Detection of Large-Scale Noisy Multi-Periodic Patterns with Discrete Double Fourier Transform. II. Study of Correlations Between Patterns

Abstract

The discrete double Fourier transform (DDFT) was developed to search for large-scale multi-periodic patterns in the presence of noise and is based on detection of the equidistant series of harmonics generated by the periodic patterns in the discrete Fourier transform (DFT) spectra. As DDFT retains all generic features of the Fourier transform, the corresponding pattern correlation function (PCF) related to DDFT can be introduced similarly to the data correlation function (DCF) related to DFT on the basis of the Wiener–Khinchin relationship.
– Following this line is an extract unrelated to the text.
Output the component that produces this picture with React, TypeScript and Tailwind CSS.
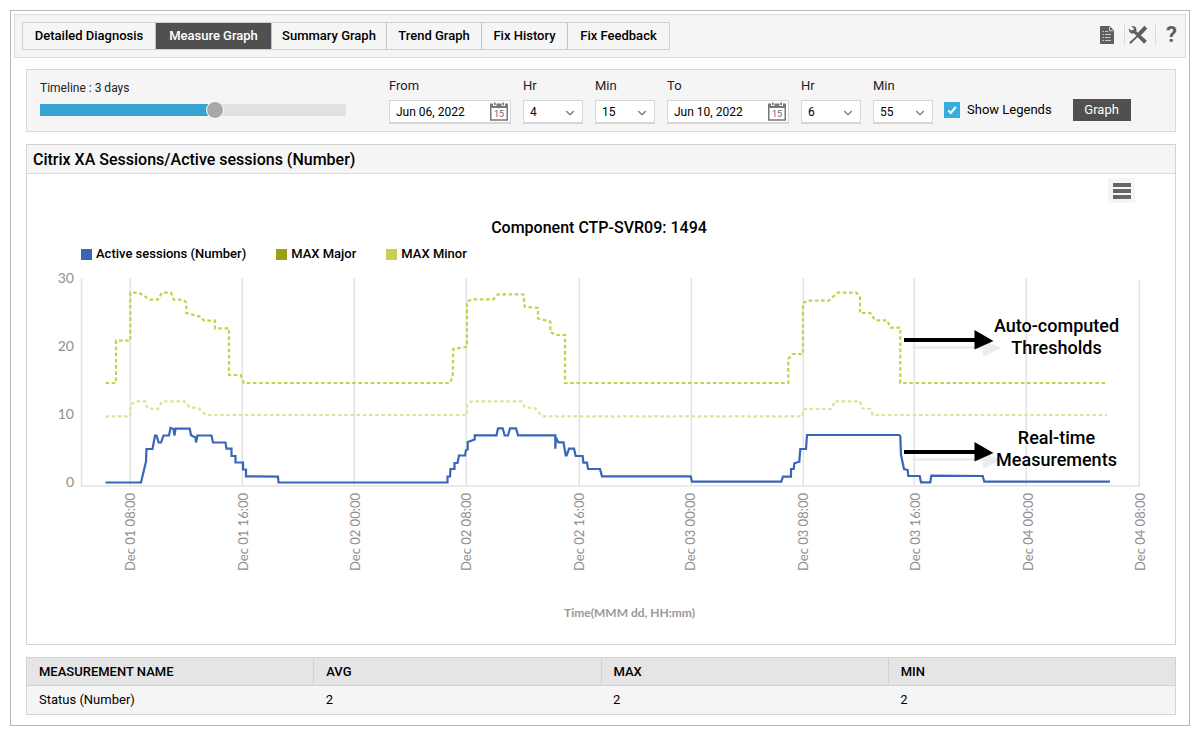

Peaks in PCF indicate the number of periodic patterns in a dataset under analysis and have direct correspondence with the counterpart peaks in the DFT spectrum. The close correspondence between positions of the peaks in the PCF and DFT spectra strongly enhances statistical significance of detected periodicities. Similar PCFs can also be defined for the cepstrum transform. The combined DFT–DCF and DDFT–PCF technique was applied to the detection of cycles in geomagnetic activity using disturbance storm-time (Dst) index. In addition to the known 27-day, semiannual and 11-year cycles of geomagnetic activity, we have also found the annual cycle of activity. The results were compared with those obtained by the cepstrum transform. A multiple cross-check makes the combined technique much more efficient and robust in comparison with the detection based on a unique particular method.